Metode fenomenologi dikembangkan oleh Edmund Husserl pada sepertiga pertama abad ke-20. Metode ini dikembangkan oleh filsuf eksistensialis dalam beragam bentuk. Akan tetapi, ada suatu kesamaan pendekatan yang menyatukan ragam pengembangan tersebut, yakni “kesadaran merupakan kesadaran terhadap hal lain selain kesadaran [consciousness is consciousness of an other-than consciousness]”. Dengan kata lain, kesadaran dalam keadaan alamiahnya selalu menuju (bermaksud) kepada yang lain selain dirinya. Bahkan, jika pun ia diarahkan pada dirinya sendiri dengan cara reflektif, kesadaran tetap saja diarahkan pada “other”. Prinsip ini disebut sebagai “intensionalitas”.
Prinsip intensionalitas memberikan signifikansi terhadap permasalahan ganda, antara ideas dalam pikiran dengan dunia eksternal. Keduanya seharusnya tidaklah berbeda. Kita tak memiliki “mata ketiga” untuk membandingkan sesuatu yang ada di dalam pikiran dengan apa yang ada di luar sebagai hal yang sama dengan klaim pengetahuan dunia eksternal. Permasalahan ini sesungguhnya merupakan warisan dari Descartes (1596-1650) dan para pengikutnya. Pencariannya pada keraguan skeptis membawa pada kesimpulan bahwa “he [or we all] was a thinker since doubting was a form of thinking”. Kesimpulan tersebut membawa pada diktum termasyhurnya, “Aku berpikir maka aku ada”. Namun, pemikiran tersebut menjebak seseorang untuk tetap berada di dalam pikirannya. Ia berada dalam permasalahan abadi, terjebak di tengah realitas batin (inner) dan fisik (outer).
Jika dipandang berdasarkan prinsip intensionalitas kesadaran, kesimpulan dari Descartes merupakan suatu permasalahan. Karena kesadaran tidak jelas lagi berada di dalam atau di luar.
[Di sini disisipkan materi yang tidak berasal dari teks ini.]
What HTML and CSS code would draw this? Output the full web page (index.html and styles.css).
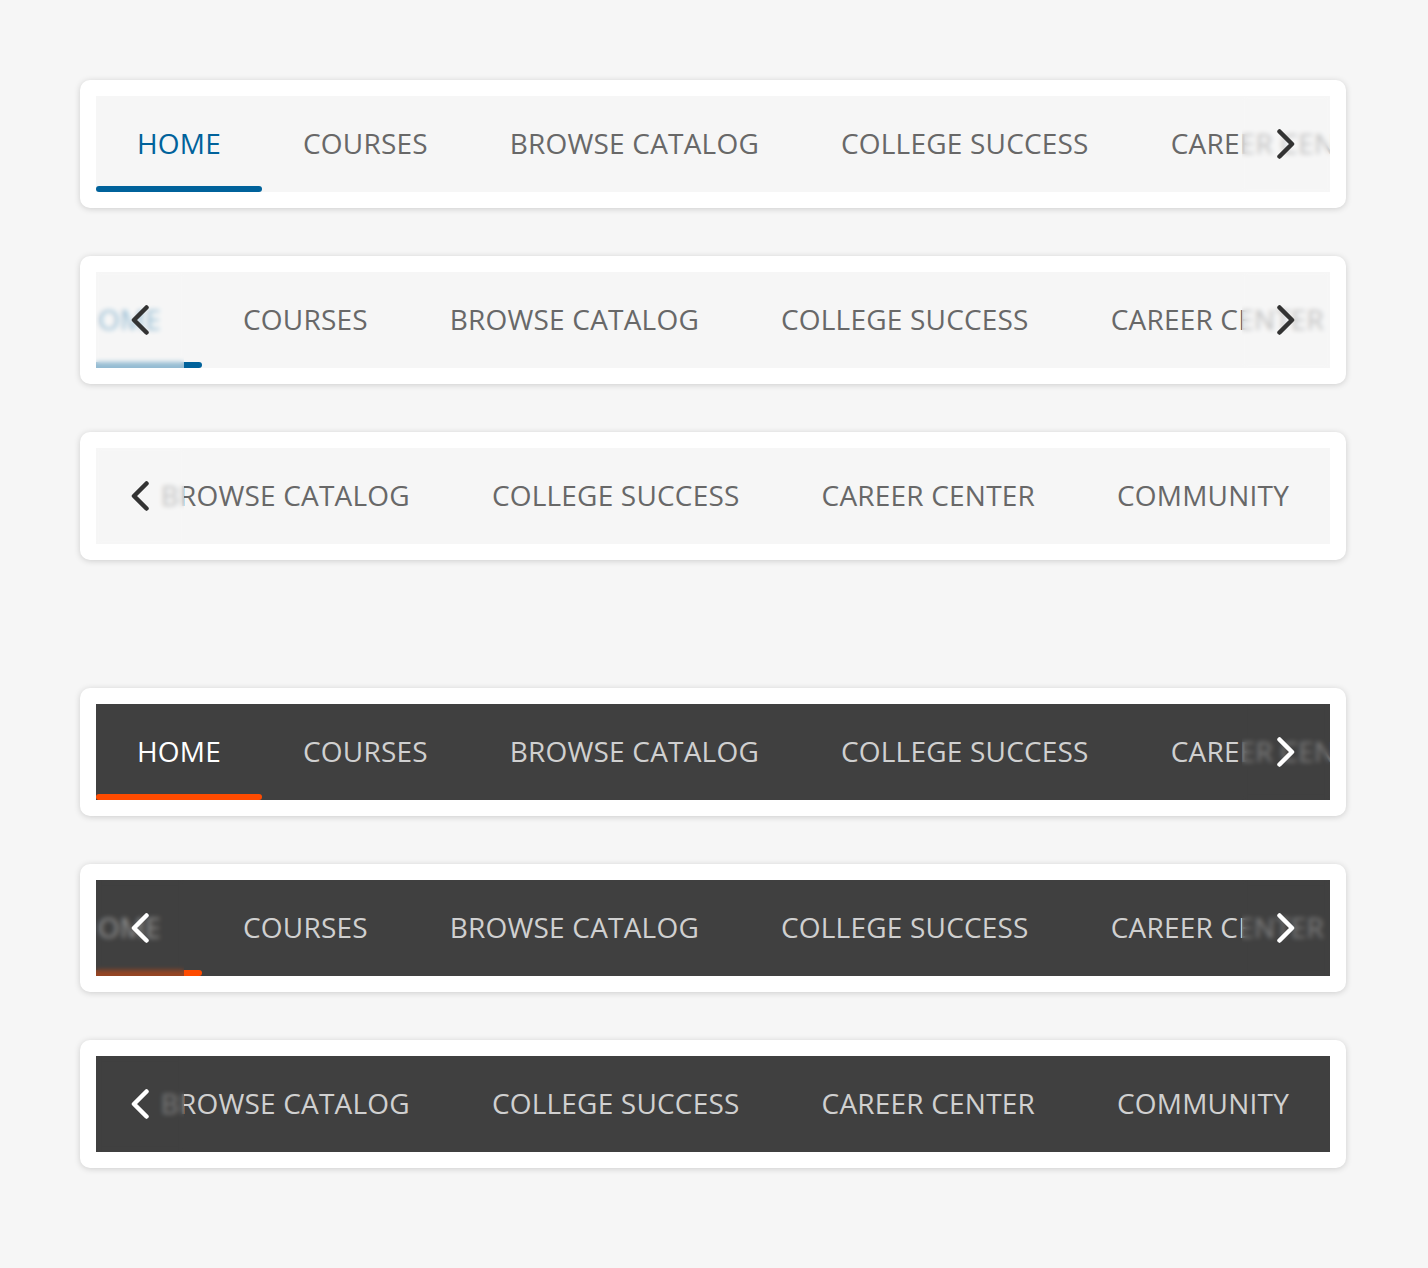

Setiap tindak kesadaran selalu memiliki satu tujuan (intends) kepada objek di dunia luar. Cara kesadaran mengarah pada objek-objek lain tidaklah sama dengan cara kita memandang, mengingat, atau membayangkan. Kesadaran pada objek lebih pada sifat khas “memaknai”. Oleh karenanya, menjadi sadar dapat dianggap sebagai cara mengada di dunia.
Semisal, kita membayangkan sesuatu—tentunya bayangan itu berada dalam pikiran. Jean-Paul Sartre menunjukkan di awal penelitiannya, bahwa gambaran atau bayangan (images) bukanlah miniatur “yang berada dalam pikiran” untuk diproyeksikan pada dunia eksternal. Di sini, jelas terlihat bahwa ia mengangkat perkara korespondensi antara realitas batin dan fisik. Representasi kesadaran, bagi Sartre, merupakan cara untuk ‘menderealisasi’ dunia persepsi kita yang memanifestasikan ciri khasnya pada deskripsi fenomenologis yang cermat. Jika kita membayangkan sebuah apel yang pernah dilihat, deskripsi cermat terhadap pengalaman pun akan mengungkapkan bayangan yang berbeda dari apel sama yang pernah dilihat. Apa yang kita bayangkan hanya memiliki ciri selama kita memilih untuk memberikan ciri seperti itu. Sederhananya, antara benda dalam ‘bayangan’ dan ‘yang-nyata’ selalu memiliki jarak, tak pernah persis. Gambaran atau bayangan (images) seperti itu tidaklah memberikan kita suatu pengetahuan yang terbaik. Begitu pula dengan tindak kesadaran yang lain. Masing-masing mengungkapkan ciri khas deskripsi fenomenologisnya, yang terbatas.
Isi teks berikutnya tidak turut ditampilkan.